WHAT THE TASK ASKS.
Return the entries verbatim and drop every picture.

MATERIAL FOR THE TASK.
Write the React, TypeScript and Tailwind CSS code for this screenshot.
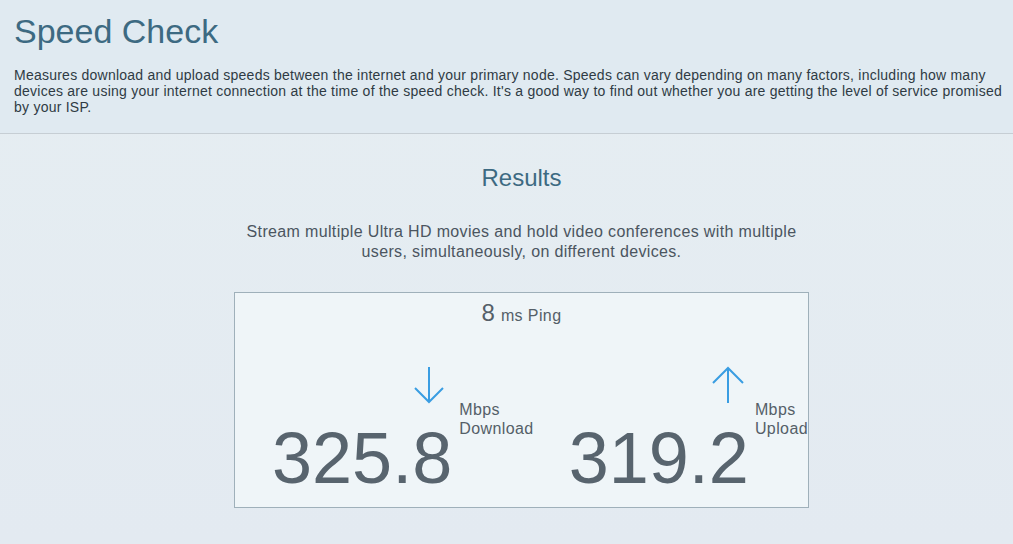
import React from 'react';

const font = { fontFamily: '"Liberation Sans", Arial, sans-serif' };

const ArrowDown = () => (
    <svg width="32" height="38" viewBox="0 0 32 38" fill="none" stroke="#3a9de2" strokeWidth="2">
        <line x1="16" y1="1" x2="16" y2="36" />
        <polyline points="2,22 16,36 30,22" />
    </svg>
);

const ArrowUp = () => (
    <svg width="32" height="38" viewBox="0 0 32 38" fill="none" stroke="#3a9de2" strokeWidth="2">
        <line x1="16" y1="2" x2="16" y2="37" />
        <polyline points="1,17 16,2 31,17" />
    </svg>
);

type SpeedProps = {
    value: string;
    label: string;
    up?: boolean;
};

const Speed = ({ value, label, up }: SpeedProps) => (
    <div className="flex">
        <div className="flex flex-col items-end">
            <div className={up ? 'mr-[5px]' : 'mr-[7px]'}>{up ? <ArrowUp /> : <ArrowDown />}</div>
            <div className="mt-[18px] text-[72px] leading-none text-[#58646e]">{value}</div>
        </div>
        <div
            className={`flex flex-col pt-[34px] text-[16px] leading-[19px] tracking-[0.4px] text-[#555f68] ${
                up ? 'ml-[6px]' : 'ml-[7px]'
            }`}
        >
            <span>Mbps</span>
            <span>{label}</span>
        </div>
    </div>
);

export default function App() {
    return (
        <div className="min-h-[544px] w-full bg-gradient-to-b from-[#e6eef2] to-[#e3eaf1]" style={font}>
            <div className="border-b border-[#c6ced4] bg-[#e0eaf1] pl-[14px] pr-[2px] pt-[11px] pb-[18px]">
                <h1 className="text-[34px] leading-[40px] text-[#3d6a82]">Speed Check</h1>
                <p className="mt-[16px] whitespace-nowrap text-[14px] leading-[16px] tracking-[0.24px] text-[#2f3b44]">
                    Measures download and upload speeds between the internet and your primary node. Speeds can vary
                    depending on many factors, including how many
                    <br />
                    devices are using your internet connection at the time of the speed check. It's a good way to find
                    out whether you are getting the level of service promised
                    <br />
                    by your ISP.
                </p>
            </div>

            <div className="flex flex-col items-center pl-[30px] pt-[30px] pb-[36px]">
                <h2 className="text-[24px] leading-[28px] text-[#3d6a82]">Results</h2>
                <p className="mt-[30px] max-w-[570px] text-center text-[16px] leading-[20px] tracking-[0.35px] text-[#4b5560]">
                    Stream multiple Ultra HD movies and hold video conferences with multiple users, simultaneously,
                    on different devices.
                </p>

                <div className="mt-[30px] h-[216px] w-[575px] border border-[#9fb0ba] bg-[#eff5f8]">
                    <div className="flex items-baseline justify-center pt-[8px] text-[#555f68]">
                        <span className="text-[24px] leading-none">8</span>
                        <span className="ml-[6px] text-[16px] leading-none tracking-[0.4px]">ms Ping</span>
                    </div>
                    <div className="mt-[41px] flex pl-[37px]">
                        <div className="w-[298px]">
                            <Speed value="325.8" label="Download" />
                        </div>
                        <Speed value="319.2" label="Upload" up />
                    </div>
                </div>
            </div>
        </div>
    );
}
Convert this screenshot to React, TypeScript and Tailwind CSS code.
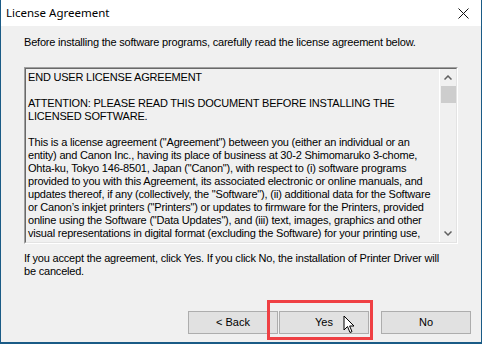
import { useState } from 'react'

const lines = [
  'END USER LICENSE AGREEMENT',
  '',
  'ATTENTION: PLEASE READ THIS DOCUMENT BEFORE INSTALLING THE',
  'LICENSED SOFTWARE.',
  '',
  'This is a license agreement ("Agreement") between you (either an individual or an',
  'entity) and Canon Inc., having its place of business at 30-2 Shimomaruko 3-chome,',
  'Ohta-ku, Tokyo 146-8501, Japan ("Canon"), with respect to (i) software programs',
  'provided to you with this Agreement, its associated electronic or online manuals, and',
  'updates thereof, if any (collectively, the "Software"), (ii) additional data for the Software',
  'or Canon\u2019s inkjet printers ("Printers") or updates to firmware for the Printers, provided',
  'online using the Software ("Data Updates"), and (iii) text, images, graphics and other',
  'visual representations in digital format (excluding the Software) for your printing use,',
  'provided to you by Canon or any third party through the Software or otherwise by',
]

function App() {
  const [accepted, setAccepted] = useState(false)

  return (
    <div className="w-[482px] h-[344px] flex flex-col bg-[#f0f0f0] border-x border-b-2 border-[#1a5b86] overflow-hidden" style={{ fontFamily: '"Liberation Sans", Arial, sans-serif' }}>
      {/* Title bar */}
      <div className="h-[26px] bg-white flex items-center justify-between pl-[5px] pr-[10px] shrink-0">
        <span className="text-[11.5px] text-black" style={{ fontFamily: '"Noto Sans", "Open Sans", sans-serif' }}>License Agreement</span>
        <svg width="11" height="11" viewBox="0 0 11 11" className="mr-[2px]">
          <path d="M0.5 0.5 L10.5 10.5 M10.5 0.5 L0.5 10.5" stroke="#111" strokeWidth="1" />
        </svg>
      </div>

      {/* Body */}
      <div className="flex-1 flex flex-col px-[23px] text-[11px] tracking-[-0.2px] text-black">
        <p className="mt-[10px] leading-[13px] whitespace-nowrap">Before installing the software programs, carefully read the license agreement below.</p>

        <div className="mt-[18px] h-[177px] w-[434px] flex border border-t-[#a0a0a0] border-l-[#a0a0a0] border-r-white border-b-white">
          <div className="flex-1 flex border border-t-[#696969] border-l-[#696969] border-r-[#e3e3e3] border-b-[#e3e3e3] bg-[#f0f0f0]">
            <div className="flex-1 overflow-hidden pl-[2px] pt-[2px] leading-[13px]">
              {lines.map((l, i) => (
                <div key={i} className="h-[13px] whitespace-nowrap">{l}</div>
              ))}
            </div>
            <div className="w-[17px] flex flex-col items-center bg-[#f0f0f0] border-l border-white">
              <div className="h-[17px] flex items-center justify-center">
                <svg width="8" height="5" viewBox="0 0 8 5"><path d="M0.5 4.5 L4 1 L7.5 4.5" stroke="#606060" strokeWidth="1.5" fill="none" /></svg>
              </div>
              <div className="w-[15px] h-[17px] bg-[#cdcdcd]" />
              <div className="flex-1" />
              <div className="h-[17px] flex items-center justify-center">
                <svg width="8" height="5" viewBox="0 0 8 5"><path d="M0.5 0.5 L4 4 L7.5 0.5" stroke="#606060" strokeWidth="1.5" fill="none" /></svg>
              </div>
            </div>
          </div>
        </div>

        <p className="mt-[8px] leading-[13px] whitespace-nowrap">If you accept the agreement, click Yes. If you click No, the installation of Printer Driver will<br />be canceled.</p>

        <div className="mt-auto mb-[8px] -mr-[13px] flex justify-end gap-[1px] tracking-normal">
          <button className="w-[90px] h-[23px] bg-[#e1e1e1] border border-[#adadad]">&lt; Back</button>
          <div className="relative">
            <button onClick={() => setAccepted(!accepted)} className="w-[90px] h-[23px] bg-[#e1e1e1] border border-[#adadad] shadow-[inset_0_0_0_1px_#e1e1e1]">Yes</button>
            <div className="absolute left-[-12px] top-[-11px] w-[106px] h-[40px] border-[3px] border-[#ef4044] pointer-events-none" />
            <svg className="absolute left-[64px] top-[4px]" width="12" height="19" viewBox="0 0 12 19">
              <path d="M1 1 L1 15 L4.5 11.5 L7 17.5 L9 16.6 L6.6 11 L11 11 Z" fill="white" stroke="black" strokeWidth="1" />
            </svg>
          </div>
          <button className="ml-[11px] w-[90px] h-[23px] bg-[#e1e1e1] border border-[#adadad]">No</button>
        </div>
      </div>
      {accepted && <span className="hidden">ok</span>}
    </div>
  )
}

export default App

SOLVED EXERCISE.
Write the React, TypeScript and Tailwind CSS code for this screenshot.
import React from 'react';

const font = { fontFamily: '"Liberation Sans", Arial, sans-serif' };

const ArrowDown = () => (
    <svg width="32" height="38" viewBox="0 0 32 38" fill="none" stroke="#3a9de2" strokeWidth="2">
        <line x1="16" y1="1" x2="16" y2="36" />
        <polyline points="2,22 16,36 30,22" />
    </svg>
);

const ArrowUp = () => (
    <svg width="32" height="38" viewBox="0 0 32 38" fill="none" stroke="#3a9de2" strokeWidth="2">
        <line x1="16" y1="2" x2="16" y2="37" />
        <polyline points="1,17 16,2 31,17" />
    </svg>
);

type SpeedProps = {
    value: string;
    label: string;
    up?: boolean;
};

const Speed = ({ value, label, up }: SpeedProps) => (
    <div className="flex">
        <div className="flex flex-col items-end">
            <div className={up ? 'mr-[5px]' : 'mr-[7px]'}>{up ? <ArrowUp /> : <ArrowDown />}</div>
            <div className="mt-[18px] text-[72px] leading-none text-[#58646e]">{value}</div>
        </div>
        <div
            className={`flex flex-col pt-[34px] text-[16px] leading-[19px] tracking-[0.4px] text-[#555f68] ${
                up ? 'ml-[6px]' : 'ml-[7px]'
            }`}
        >
            <span>Mbps</span>
            <span>{label}</span>
        </div>
    </div>
);

export default function App() {
    return (
        <div className="min-h-[544px] w-full bg-gradient-to-b from-[#e6eef2] to-[#e3eaf1]" style={font}>
            <div className="border-b border-[#c6ced4] bg-[#e0eaf1] pl-[14px] pr-[2px] pt-[11px] pb-[18px]">
                <h1 className="text-[34px] leading-[40px] text-[#3d6a82]">Speed Check</h1>
                <p className="mt-[16px] whitespace-nowrap text-[14px] leading-[16px] tracking-[0.24px] text-[#2f3b44]">
                    Measures download and upload speeds between the internet and your primary node. Speeds can vary
                    depending on many factors, including how many
                    <br />
                    devices are using your internet connection at the time of the speed check. It's a good way to find
                    out whether you are getting the level of service promised
                    <br />
                    by your ISP.
                </p>
            </div>

            <div className="flex flex-col items-center pl-[30px] pt-[30px] pb-[36px]">
                <h2 className="text-[24px] leading-[28px] text-[#3d6a82]">Results</h2>
                <p className="mt-[30px] max-w-[570px] text-center text-[16px] leading-[20px] tracking-[0.35px] text-[#4b5560]">
                    Stream multiple Ultra HD movies and hold video conferences with multiple users, simultaneously,
                    on different devices.
                </p>

                <div className="mt-[30px] h-[216px] w-[575px] border border-[#9fb0ba] bg-[#eff5f8]">
                    <div className="flex items-baseline justify-center pt-[8px] text-[#555f68]">
                        <span className="text-[24px] leading-none">8</span>
                        <span className="ml-[6px] text-[16px] leading-none tracking-[0.4px]">ms Ping</span>
                    </div>
                    <div className="mt-[41px] flex pl-[37px]">
                        <div className="w-[298px]">
                            <Speed value="325.8" label="Download" />
                        </div>
                        <Speed value="319.2" label="Upload" up />
                    </div>
                </div>
            </div>
        </div>
    );
}
Convert this screenshot to React, TypeScript and Tailwind CSS code.
import { useState } from 'react'

const lines = [
  'END USER LICENSE AGREEMENT',
  '',
  'ATTENTION: PLEASE READ THIS DOCUMENT BEFORE INSTALLING THE',
  'LICENSED SOFTWARE.',
  '',
  'This is a license agreement ("Agreement") between you (either an individual or an',
  'entity) and Canon Inc., having its place of business at 30-2 Shimomaruko 3-chome,',
  'Ohta-ku, Tokyo 146-8501, Japan ("Canon"), with respect to (i) software programs',
  'provided to you with this Agreement, its associated electronic or online manuals, and',
  'updates thereof, if any (collectively, the "Software"), (ii) additional data for the Software',
  'or Canon\u2019s inkjet printers ("Printers") or updates to firmware for the Printers, provided',
  'online using the Software ("Data Updates"), and (iii) text, images, graphics and other',
  'visual representations in digital format (excluding the Software) for your printing use,',
  'provided to you by Canon or any third party through the Software or otherwise by',
]

function App() {
  const [accepted, setAccepted] = useState(false)

  return (
    <div className="w-[482px] h-[344px] flex flex-col bg-[#f0f0f0] border-x border-b-2 border-[#1a5b86] overflow-hidden" style={{ fontFamily: '"Liberation Sans", Arial, sans-serif' }}>
      {/* Title bar */}
      <div className="h-[26px] bg-white flex items-center justify-between pl-[5px] pr-[10px] shrink-0">
        <span className="text-[11.5px] text-black" style={{ fontFamily: '"Noto Sans", "Open Sans", sans-serif' }}>License Agreement</span>
        <svg width="11" height="11" viewBox="0 0 11 11" className="mr-[2px]">
          <path d="M0.5 0.5 L10.5 10.5 M10.5 0.5 L0.5 10.5" stroke="#111" strokeWidth="1" />
        </svg>
      </div>

      {/* Body */}
      <div className="flex-1 flex flex-col px-[23px] text-[11px] tracking-[-0.2px] text-black">
        <p className="mt-[10px] leading-[13px] whitespace-nowrap">Before installing the software programs, carefully read the license agreement below.</p>

        <div className="mt-[18px] h-[177px] w-[434px] flex border border-t-[#a0a0a0] border-l-[#a0a0a0] border-r-white border-b-white">
          <div className="flex-1 flex border border-t-[#696969] border-l-[#696969] border-r-[#e3e3e3] border-b-[#e3e3e3] bg-[#f0f0f0]">
            <div className="flex-1 overflow-hidden pl-[2px] pt-[2px] leading-[13px]">
              {lines.map((l, i) => (
                <div key={i} className="h-[13px] whitespace-nowrap">{l}</div>
              ))}
            </div>
            <div className="w-[17px] flex flex-col items-center bg-[#f0f0f0] border-l border-white">
              <div className="h-[17px] flex items-center justify-center">
                <svg width="8" height="5" viewBox="0 0 8 5"><path d="M0.5 4.5 L4 1 L7.5 4.5" stroke="#606060" strokeWidth="1.5" fill="none" /></svg>
              </div>
              <div className="w-[15px] h-[17px] bg-[#cdcdcd]" />
              <div className="flex-1" />
              <div className="h-[17px] flex items-center justify-center">
                <svg width="8" height="5" viewBox="0 0 8 5"><path d="M0.5 0.5 L4 4 L7.5 0.5" stroke="#606060" strokeWidth="1.5" fill="none" /></svg>
              </div>
            </div>
          </div>
        </div>

        <p className="mt-[8px] leading-[13px] whitespace-nowrap">If you accept the agreement, click Yes. If you click No, the installation of Printer Driver will<br />be canceled.</p>

        <div className="mt-auto mb-[8px] -mr-[13px] flex justify-end gap-[1px] tracking-normal">
          <button className="w-[90px] h-[23px] bg-[#e1e1e1] border border-[#adadad]">&lt; Back</button>
          <div className="relative">
            <button onClick={() => setAccepted(!accepted)} className="w-[90px] h-[23px] bg-[#e1e1e1] border border-[#adadad] shadow-[inset_0_0_0_1px_#e1e1e1]">Yes</button>
            <div className="absolute left-[-12px] top-[-11px] w-[106px] h-[40px] border-[3px] border-[#ef4044] pointer-events-none" />
            <svg className="absolute left-[64px] top-[4px]" width="12" height="19" viewBox="0 0 12 19">
              <path d="M1 1 L1 15 L4.5 11.5 L7 17.5 L9 16.6 L6.6 11 L11 11 Z" fill="white" stroke="black" strokeWidth="1" />
            </svg>
          </div>
          <button className="ml-[11px] w-[90px] h-[23px] bg-[#e1e1e1] border border-[#adadad]">No</button>
        </div>
      </div>
      {accepted && <span className="hidden">ok</span>}
    </div>
  )
}

export default App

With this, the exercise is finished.